* START Material *

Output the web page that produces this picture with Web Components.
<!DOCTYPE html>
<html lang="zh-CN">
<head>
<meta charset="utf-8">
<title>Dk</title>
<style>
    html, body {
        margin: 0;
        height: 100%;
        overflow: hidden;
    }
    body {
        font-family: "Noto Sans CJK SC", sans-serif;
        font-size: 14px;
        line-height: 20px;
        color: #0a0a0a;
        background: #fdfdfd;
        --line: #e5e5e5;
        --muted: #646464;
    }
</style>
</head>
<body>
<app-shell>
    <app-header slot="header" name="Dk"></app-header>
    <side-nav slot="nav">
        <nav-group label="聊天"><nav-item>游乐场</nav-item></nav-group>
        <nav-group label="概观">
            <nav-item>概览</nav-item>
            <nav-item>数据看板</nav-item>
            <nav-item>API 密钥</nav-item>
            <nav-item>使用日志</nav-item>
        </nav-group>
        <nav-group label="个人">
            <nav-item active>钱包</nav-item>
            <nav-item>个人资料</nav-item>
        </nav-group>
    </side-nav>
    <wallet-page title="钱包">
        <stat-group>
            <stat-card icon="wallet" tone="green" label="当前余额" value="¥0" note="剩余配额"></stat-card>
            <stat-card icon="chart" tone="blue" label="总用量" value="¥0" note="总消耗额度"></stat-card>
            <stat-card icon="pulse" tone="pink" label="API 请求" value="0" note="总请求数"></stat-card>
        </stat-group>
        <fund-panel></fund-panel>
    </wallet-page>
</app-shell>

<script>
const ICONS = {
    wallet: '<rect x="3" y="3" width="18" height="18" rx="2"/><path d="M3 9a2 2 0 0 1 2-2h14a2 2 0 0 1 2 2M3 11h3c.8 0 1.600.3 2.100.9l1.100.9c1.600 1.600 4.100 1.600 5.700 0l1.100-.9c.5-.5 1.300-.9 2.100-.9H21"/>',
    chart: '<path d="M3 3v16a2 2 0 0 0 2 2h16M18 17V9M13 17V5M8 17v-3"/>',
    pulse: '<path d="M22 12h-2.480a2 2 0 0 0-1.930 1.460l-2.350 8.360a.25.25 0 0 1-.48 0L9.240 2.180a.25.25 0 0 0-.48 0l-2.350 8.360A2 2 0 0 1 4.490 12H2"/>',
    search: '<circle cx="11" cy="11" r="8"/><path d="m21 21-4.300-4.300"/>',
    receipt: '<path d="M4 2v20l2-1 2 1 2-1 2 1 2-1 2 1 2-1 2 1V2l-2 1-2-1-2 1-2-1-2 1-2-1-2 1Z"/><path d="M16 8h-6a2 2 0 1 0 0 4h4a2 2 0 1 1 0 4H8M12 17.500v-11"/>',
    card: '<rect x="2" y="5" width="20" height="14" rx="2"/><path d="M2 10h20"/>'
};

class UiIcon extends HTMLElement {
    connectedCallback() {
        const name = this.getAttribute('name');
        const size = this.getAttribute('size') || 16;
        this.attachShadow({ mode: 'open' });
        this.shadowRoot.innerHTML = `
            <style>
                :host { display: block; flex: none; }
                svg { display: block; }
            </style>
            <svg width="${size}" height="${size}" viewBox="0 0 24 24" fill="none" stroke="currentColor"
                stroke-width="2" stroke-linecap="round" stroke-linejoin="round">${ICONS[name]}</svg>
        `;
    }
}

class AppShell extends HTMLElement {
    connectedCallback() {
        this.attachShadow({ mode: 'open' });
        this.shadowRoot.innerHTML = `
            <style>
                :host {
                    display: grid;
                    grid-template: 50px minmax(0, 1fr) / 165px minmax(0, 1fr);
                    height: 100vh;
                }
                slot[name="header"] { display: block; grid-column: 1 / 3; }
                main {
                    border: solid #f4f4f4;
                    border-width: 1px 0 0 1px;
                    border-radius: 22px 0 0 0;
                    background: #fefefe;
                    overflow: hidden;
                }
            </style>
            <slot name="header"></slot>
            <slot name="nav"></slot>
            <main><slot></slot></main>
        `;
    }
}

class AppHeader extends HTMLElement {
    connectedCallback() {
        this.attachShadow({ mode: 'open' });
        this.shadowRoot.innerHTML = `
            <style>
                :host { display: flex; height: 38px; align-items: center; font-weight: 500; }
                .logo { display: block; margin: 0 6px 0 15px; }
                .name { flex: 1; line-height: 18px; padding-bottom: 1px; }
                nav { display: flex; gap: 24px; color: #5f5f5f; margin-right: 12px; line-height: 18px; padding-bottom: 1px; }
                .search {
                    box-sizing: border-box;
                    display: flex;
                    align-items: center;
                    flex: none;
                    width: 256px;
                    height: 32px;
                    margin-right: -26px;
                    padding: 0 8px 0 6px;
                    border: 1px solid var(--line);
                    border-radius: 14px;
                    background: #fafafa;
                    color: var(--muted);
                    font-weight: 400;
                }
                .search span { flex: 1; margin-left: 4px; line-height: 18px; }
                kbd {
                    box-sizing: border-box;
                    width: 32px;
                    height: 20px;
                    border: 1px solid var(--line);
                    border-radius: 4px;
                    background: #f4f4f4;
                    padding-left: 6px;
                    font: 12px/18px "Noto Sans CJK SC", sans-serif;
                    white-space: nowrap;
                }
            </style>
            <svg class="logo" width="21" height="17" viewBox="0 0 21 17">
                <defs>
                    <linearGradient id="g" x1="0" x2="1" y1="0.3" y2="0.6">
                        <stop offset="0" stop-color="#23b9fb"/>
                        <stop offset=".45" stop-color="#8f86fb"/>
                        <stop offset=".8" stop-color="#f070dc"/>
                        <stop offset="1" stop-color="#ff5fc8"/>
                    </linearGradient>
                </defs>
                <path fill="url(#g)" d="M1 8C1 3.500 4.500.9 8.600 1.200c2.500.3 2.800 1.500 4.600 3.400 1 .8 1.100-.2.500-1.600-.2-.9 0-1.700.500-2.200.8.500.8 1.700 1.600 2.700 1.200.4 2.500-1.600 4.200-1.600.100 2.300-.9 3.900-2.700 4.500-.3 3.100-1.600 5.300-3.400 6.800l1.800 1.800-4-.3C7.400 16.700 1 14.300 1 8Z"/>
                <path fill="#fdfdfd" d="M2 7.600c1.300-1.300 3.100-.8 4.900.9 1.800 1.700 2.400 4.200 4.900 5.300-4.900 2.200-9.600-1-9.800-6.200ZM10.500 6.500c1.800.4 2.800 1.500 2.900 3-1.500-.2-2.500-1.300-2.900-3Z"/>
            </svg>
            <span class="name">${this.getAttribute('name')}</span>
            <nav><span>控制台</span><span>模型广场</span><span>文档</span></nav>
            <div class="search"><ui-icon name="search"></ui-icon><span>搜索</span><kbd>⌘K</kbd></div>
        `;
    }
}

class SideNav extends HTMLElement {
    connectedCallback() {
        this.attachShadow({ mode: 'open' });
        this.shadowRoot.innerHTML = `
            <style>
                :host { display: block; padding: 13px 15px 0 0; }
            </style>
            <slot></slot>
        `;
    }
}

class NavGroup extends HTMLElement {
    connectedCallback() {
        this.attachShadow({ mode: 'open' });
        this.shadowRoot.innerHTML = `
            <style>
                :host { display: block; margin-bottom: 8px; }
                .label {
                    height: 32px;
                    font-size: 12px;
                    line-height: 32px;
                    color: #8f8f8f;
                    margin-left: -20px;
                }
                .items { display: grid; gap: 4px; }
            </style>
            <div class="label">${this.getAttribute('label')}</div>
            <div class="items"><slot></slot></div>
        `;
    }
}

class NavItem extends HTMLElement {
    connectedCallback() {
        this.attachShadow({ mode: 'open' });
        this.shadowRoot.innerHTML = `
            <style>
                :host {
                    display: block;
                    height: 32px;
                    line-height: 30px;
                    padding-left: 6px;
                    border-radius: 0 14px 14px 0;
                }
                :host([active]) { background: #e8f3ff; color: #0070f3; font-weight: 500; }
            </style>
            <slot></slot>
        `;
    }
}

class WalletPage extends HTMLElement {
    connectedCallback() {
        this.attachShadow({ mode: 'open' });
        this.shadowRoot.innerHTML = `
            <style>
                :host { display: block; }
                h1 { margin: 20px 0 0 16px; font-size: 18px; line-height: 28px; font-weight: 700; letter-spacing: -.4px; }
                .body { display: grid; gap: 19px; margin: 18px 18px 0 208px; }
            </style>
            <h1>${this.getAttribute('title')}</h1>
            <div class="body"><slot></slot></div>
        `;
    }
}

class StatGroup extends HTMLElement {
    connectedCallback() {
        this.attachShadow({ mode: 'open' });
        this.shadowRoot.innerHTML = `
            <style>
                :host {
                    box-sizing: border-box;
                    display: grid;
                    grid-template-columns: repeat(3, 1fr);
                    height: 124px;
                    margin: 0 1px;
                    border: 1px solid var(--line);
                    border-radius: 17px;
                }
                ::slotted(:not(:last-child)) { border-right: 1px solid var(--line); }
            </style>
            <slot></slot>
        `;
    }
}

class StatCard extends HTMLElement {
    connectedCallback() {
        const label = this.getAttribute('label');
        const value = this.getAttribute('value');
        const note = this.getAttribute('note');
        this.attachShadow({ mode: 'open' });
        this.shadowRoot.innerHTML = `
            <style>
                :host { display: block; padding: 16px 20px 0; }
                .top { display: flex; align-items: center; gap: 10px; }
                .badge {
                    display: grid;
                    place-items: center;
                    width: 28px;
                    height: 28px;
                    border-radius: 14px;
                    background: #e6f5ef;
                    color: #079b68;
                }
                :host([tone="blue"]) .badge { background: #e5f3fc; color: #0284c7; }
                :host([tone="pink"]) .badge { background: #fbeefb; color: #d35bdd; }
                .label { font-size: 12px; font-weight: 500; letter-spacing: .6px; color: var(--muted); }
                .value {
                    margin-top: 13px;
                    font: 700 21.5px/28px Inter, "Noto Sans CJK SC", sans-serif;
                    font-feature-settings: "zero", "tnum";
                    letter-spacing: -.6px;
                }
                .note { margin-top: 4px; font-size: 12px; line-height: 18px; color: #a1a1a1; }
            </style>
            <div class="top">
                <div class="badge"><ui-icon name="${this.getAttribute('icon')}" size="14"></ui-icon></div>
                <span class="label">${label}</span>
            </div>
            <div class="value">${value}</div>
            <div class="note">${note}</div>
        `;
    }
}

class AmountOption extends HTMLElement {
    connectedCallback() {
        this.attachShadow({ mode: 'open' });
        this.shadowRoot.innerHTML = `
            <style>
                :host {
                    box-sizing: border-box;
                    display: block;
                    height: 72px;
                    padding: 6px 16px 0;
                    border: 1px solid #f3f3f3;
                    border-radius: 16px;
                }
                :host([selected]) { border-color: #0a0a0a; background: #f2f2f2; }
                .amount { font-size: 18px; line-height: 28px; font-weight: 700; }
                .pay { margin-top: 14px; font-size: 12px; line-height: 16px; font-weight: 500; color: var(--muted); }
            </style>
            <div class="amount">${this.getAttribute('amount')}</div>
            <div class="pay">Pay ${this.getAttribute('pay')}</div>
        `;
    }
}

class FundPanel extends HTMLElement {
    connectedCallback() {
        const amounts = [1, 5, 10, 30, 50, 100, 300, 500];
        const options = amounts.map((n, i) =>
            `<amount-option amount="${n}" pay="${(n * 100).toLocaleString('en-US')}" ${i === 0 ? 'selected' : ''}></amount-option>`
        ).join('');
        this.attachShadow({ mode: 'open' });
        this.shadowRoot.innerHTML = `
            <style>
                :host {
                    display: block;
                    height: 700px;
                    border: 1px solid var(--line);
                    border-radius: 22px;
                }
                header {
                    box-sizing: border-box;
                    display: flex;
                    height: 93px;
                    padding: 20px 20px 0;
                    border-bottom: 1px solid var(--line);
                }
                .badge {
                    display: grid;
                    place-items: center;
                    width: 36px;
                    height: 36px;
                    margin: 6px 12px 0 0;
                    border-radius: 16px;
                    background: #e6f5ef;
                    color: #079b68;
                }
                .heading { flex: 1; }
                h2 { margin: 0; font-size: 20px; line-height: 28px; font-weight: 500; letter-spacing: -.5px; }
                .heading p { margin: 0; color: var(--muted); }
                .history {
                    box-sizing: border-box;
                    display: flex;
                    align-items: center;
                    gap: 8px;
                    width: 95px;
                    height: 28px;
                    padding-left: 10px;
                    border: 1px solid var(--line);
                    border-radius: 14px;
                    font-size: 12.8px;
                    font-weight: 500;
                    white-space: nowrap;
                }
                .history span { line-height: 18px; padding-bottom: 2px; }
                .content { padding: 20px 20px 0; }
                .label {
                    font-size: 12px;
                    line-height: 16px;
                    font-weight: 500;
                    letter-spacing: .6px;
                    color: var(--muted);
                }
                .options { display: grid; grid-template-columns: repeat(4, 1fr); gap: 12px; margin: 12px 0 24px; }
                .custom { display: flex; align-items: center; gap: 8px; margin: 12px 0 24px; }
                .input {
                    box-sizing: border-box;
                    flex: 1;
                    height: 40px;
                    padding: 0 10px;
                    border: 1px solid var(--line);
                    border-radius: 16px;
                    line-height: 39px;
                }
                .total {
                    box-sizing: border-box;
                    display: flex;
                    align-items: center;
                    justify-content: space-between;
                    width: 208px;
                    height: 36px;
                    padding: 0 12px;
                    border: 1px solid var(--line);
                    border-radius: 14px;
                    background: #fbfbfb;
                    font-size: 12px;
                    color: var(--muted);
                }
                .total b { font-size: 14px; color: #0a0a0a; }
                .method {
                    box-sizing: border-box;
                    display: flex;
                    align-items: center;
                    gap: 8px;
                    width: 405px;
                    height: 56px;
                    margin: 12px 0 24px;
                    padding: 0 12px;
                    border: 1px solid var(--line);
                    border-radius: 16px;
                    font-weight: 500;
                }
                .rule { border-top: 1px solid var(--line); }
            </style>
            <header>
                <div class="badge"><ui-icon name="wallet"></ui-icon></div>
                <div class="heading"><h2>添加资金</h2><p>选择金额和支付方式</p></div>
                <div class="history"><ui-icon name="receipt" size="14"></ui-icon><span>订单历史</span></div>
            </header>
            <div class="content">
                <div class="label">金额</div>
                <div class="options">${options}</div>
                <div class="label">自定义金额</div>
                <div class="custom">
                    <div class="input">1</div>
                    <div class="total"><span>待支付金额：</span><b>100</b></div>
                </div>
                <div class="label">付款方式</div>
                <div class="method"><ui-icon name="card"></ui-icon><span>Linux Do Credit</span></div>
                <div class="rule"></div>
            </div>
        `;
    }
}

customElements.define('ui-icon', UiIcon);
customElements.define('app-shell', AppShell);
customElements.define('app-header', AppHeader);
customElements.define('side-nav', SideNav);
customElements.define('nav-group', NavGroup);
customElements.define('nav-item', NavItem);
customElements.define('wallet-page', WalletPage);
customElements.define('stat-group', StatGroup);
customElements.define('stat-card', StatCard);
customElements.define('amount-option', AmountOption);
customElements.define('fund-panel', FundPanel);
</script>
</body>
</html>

* END Material *

_Required work_.
Repeat, exactly and only, the lines from the beginning of the material through the line that contains "</app-shell>".

_The response_.
Output the web page that produces this picture with Web Components.
<!DOCTYPE html>
<html lang="zh-CN">
<head>
<meta charset="utf-8">
<title>Dk</title>
<style>
    html, body {
        margin: 0;
        height: 100%;
        overflow: hidden;
    }
    body {
        font-family: "Noto Sans CJK SC", sans-serif;
        font-size: 14px;
        line-height: 20px;
        color: #0a0a0a;
        background: #fdfdfd;
        --line: #e5e5e5;
        --muted: #646464;
    }
</style>
</head>
<body>
<app-shell>
    <app-header slot="header" name="Dk"></app-header>
    <side-nav slot="nav">
        <nav-group label="聊天"><nav-item>游乐场</nav-item></nav-group>
        <nav-group label="概观">
            <nav-item>概览</nav-item>
            <nav-item>数据看板</nav-item>
            <nav-item>API 密钥</nav-item>
            <nav-item>使用日志</nav-item>
        </nav-group>
        <nav-group label="个人">
            <nav-item active>钱包</nav-item>
            <nav-item>个人资料</nav-item>
        </nav-group>
    </side-nav>
    <wallet-page title="钱包">
        <stat-group>
            <stat-card icon="wallet" tone="green" label="当前余额" value="¥0" note="剩余配额"></stat-card>
            <stat-card icon="chart" tone="blue" label="总用量" value="¥0" note="总消耗额度"></stat-card>
            <stat-card icon="pulse" tone="pink" label="API 请求" value="0" note="总请求数"></stat-card>
        </stat-group>
        <fund-panel></fund-panel>
    </wallet-page>
</app-shell>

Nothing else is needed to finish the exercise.